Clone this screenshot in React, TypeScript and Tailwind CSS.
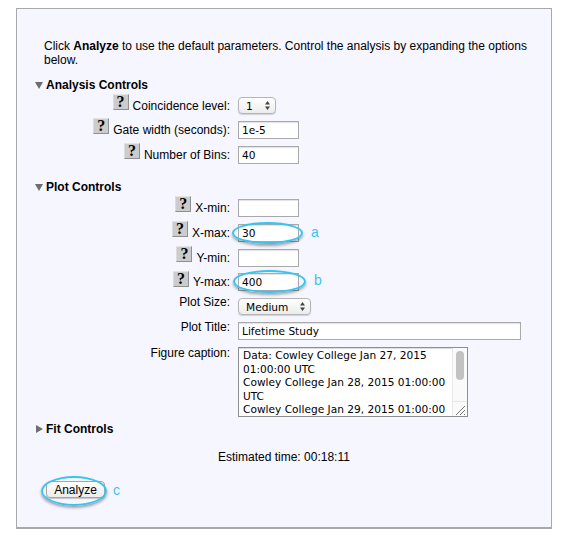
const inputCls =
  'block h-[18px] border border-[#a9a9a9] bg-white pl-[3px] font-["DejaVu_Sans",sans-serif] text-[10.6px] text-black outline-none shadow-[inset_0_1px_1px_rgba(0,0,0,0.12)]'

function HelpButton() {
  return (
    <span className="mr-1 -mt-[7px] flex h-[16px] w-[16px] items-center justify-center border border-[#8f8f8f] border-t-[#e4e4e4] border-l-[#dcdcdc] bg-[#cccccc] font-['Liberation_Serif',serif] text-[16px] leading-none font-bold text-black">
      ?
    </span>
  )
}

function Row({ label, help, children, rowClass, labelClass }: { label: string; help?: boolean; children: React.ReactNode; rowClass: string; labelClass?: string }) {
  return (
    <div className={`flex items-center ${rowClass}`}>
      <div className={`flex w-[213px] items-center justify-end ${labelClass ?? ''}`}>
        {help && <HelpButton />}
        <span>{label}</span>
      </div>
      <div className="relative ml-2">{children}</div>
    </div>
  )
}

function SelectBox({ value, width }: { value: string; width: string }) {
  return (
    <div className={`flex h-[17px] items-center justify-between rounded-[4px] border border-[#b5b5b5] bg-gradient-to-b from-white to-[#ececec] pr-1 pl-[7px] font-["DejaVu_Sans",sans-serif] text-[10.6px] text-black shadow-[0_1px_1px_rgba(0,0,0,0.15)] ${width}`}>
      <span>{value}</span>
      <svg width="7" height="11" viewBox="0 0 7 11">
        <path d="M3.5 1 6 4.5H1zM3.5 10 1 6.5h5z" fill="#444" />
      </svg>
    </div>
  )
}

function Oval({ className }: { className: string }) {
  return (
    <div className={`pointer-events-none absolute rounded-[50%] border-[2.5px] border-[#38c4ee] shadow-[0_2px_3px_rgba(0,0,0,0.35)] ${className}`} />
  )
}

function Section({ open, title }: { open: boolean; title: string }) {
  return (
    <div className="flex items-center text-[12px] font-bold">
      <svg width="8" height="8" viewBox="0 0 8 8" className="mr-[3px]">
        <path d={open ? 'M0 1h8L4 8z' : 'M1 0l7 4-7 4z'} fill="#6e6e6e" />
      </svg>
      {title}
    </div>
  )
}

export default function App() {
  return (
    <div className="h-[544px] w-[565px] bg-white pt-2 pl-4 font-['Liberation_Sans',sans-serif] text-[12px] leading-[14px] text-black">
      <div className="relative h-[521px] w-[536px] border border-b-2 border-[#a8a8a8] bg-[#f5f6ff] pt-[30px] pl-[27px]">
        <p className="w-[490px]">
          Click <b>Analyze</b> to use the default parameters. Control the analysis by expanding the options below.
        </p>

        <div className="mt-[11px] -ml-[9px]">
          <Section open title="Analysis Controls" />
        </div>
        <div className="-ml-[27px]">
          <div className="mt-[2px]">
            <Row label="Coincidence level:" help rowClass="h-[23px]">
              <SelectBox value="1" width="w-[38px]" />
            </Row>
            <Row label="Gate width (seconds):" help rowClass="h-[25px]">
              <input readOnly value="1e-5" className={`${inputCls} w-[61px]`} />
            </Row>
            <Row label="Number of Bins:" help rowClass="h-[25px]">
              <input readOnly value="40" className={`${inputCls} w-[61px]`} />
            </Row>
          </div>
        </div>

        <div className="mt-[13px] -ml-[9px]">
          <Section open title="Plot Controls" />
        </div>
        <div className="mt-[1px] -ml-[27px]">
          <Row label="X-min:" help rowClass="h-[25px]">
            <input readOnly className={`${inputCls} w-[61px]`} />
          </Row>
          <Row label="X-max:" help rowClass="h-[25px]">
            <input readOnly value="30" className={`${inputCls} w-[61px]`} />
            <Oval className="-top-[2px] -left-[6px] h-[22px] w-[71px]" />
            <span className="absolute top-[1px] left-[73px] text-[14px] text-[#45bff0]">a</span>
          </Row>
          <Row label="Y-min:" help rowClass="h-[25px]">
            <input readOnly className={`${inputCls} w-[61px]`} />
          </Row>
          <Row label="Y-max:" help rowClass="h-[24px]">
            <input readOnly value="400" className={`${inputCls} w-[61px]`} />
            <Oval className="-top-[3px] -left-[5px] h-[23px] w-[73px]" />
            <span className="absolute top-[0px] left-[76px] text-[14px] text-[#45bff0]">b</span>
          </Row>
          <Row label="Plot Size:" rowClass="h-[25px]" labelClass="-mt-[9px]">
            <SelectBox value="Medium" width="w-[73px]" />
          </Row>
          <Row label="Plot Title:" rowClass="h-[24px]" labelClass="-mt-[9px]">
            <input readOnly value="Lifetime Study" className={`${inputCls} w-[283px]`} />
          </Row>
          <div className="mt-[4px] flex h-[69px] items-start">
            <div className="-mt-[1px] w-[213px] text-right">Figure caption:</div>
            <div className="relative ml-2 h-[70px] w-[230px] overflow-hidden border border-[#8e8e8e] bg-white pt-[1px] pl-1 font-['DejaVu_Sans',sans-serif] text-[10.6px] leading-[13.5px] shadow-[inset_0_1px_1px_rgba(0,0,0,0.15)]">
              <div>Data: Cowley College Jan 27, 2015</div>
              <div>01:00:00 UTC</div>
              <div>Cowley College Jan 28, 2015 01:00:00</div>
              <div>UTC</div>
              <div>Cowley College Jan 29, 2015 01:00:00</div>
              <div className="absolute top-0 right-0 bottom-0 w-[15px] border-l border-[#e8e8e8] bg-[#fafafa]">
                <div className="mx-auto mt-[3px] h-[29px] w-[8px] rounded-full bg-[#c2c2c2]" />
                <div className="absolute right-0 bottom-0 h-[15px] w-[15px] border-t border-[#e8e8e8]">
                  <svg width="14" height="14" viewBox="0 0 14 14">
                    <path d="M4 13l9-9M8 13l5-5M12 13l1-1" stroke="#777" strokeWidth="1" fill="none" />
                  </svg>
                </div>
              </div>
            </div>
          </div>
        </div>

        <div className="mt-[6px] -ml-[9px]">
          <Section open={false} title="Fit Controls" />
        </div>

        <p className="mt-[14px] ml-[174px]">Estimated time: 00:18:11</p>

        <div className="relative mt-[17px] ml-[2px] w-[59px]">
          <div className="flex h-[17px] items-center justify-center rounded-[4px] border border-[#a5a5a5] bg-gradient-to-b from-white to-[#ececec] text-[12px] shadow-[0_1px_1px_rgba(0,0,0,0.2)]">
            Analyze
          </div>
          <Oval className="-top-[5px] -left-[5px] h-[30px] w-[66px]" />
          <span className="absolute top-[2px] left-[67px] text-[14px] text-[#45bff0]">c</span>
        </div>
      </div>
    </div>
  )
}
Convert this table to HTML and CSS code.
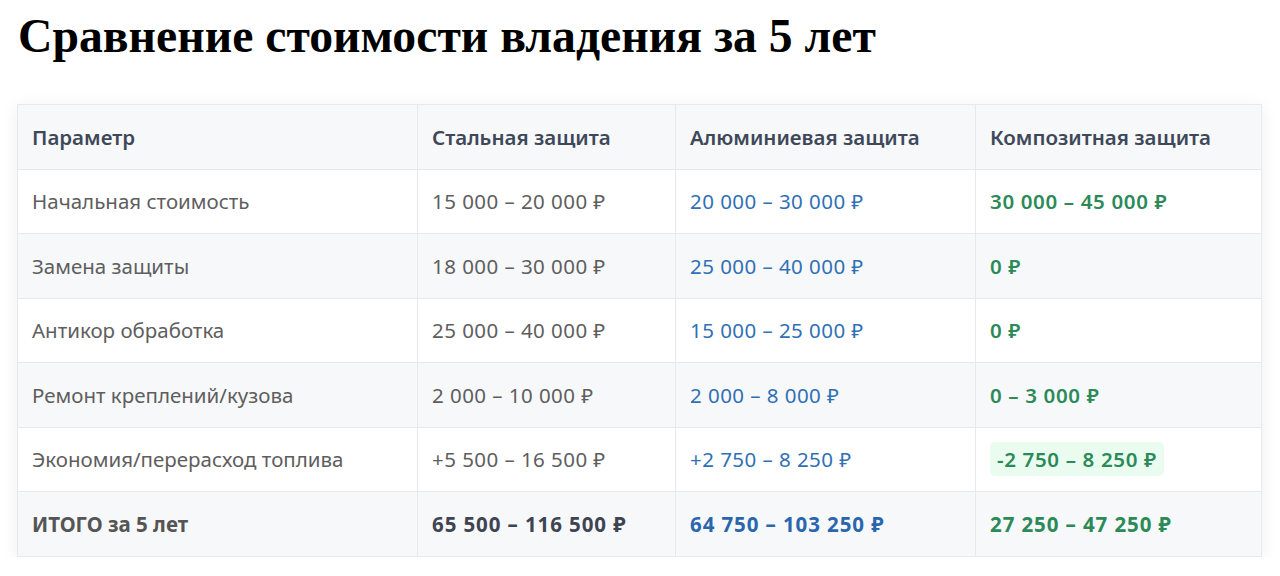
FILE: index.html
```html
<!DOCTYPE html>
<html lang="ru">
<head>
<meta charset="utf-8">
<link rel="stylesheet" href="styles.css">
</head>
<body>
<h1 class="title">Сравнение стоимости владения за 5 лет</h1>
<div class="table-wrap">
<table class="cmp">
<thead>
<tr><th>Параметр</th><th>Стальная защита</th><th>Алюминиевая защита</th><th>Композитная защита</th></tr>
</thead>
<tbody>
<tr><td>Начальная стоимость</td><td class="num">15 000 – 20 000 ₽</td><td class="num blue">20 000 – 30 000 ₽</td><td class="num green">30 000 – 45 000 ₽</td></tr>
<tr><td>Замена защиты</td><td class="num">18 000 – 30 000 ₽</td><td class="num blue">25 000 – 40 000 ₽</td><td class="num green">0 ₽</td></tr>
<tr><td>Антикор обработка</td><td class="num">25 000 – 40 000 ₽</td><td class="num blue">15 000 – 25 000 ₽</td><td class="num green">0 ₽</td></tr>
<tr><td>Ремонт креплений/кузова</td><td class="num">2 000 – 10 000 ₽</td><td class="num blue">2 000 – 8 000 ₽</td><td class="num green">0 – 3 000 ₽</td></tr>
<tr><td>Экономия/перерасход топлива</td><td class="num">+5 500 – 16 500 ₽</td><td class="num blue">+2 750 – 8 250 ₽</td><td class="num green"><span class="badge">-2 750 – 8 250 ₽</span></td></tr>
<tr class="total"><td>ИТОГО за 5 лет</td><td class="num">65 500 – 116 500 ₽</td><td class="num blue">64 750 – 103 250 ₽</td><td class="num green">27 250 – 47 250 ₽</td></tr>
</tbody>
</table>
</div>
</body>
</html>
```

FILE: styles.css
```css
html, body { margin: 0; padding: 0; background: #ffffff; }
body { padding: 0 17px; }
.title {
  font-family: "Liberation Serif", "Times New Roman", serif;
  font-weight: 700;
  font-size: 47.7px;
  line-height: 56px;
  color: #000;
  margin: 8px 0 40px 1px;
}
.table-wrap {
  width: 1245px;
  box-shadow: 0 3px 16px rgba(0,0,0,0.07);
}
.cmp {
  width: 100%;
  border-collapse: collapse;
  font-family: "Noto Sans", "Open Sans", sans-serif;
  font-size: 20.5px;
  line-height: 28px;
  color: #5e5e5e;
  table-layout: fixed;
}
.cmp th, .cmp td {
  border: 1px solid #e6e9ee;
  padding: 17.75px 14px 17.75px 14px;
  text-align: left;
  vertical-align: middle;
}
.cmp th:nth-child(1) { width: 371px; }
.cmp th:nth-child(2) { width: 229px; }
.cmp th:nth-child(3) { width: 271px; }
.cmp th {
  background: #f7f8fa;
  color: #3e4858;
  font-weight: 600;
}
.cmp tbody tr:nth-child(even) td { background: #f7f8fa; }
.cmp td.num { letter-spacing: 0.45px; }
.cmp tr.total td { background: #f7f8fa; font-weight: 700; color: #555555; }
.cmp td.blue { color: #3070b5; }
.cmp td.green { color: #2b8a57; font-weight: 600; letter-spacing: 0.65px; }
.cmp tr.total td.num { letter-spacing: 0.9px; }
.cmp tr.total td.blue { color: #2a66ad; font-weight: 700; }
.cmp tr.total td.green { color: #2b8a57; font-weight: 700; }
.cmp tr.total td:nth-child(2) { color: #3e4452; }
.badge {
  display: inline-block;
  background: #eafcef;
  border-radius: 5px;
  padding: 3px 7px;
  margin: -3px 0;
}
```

########################################

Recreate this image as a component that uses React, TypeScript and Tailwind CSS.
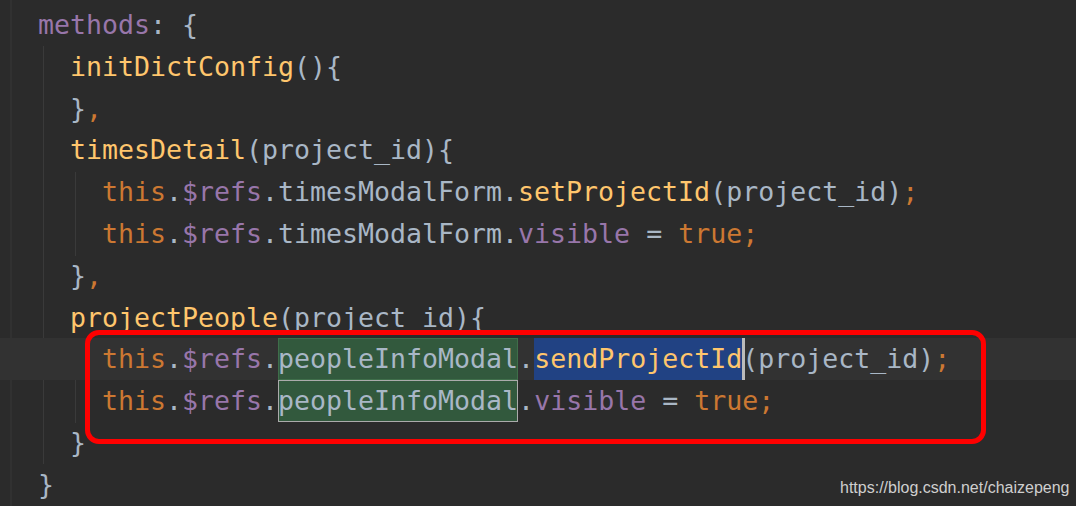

########################################

_Required work_. Repeat exactly, and only, the entries from the line with "Clone this screenshot" through the line with "h-[18px] border border-[#a9a9a9]". Pictures are skipped.

_Exercise result_.
Clone this screenshot in React, TypeScript and Tailwind CSS.
const inputCls =
  'block h-[18px] border border-[#a9a9a9] bg-white pl-[3px] font-["DejaVu_Sans",sans-serif] text-[10.6px] text-black outline-none shadow-[inset_0_1px_1px_rgba(0,0,0,0.12)]'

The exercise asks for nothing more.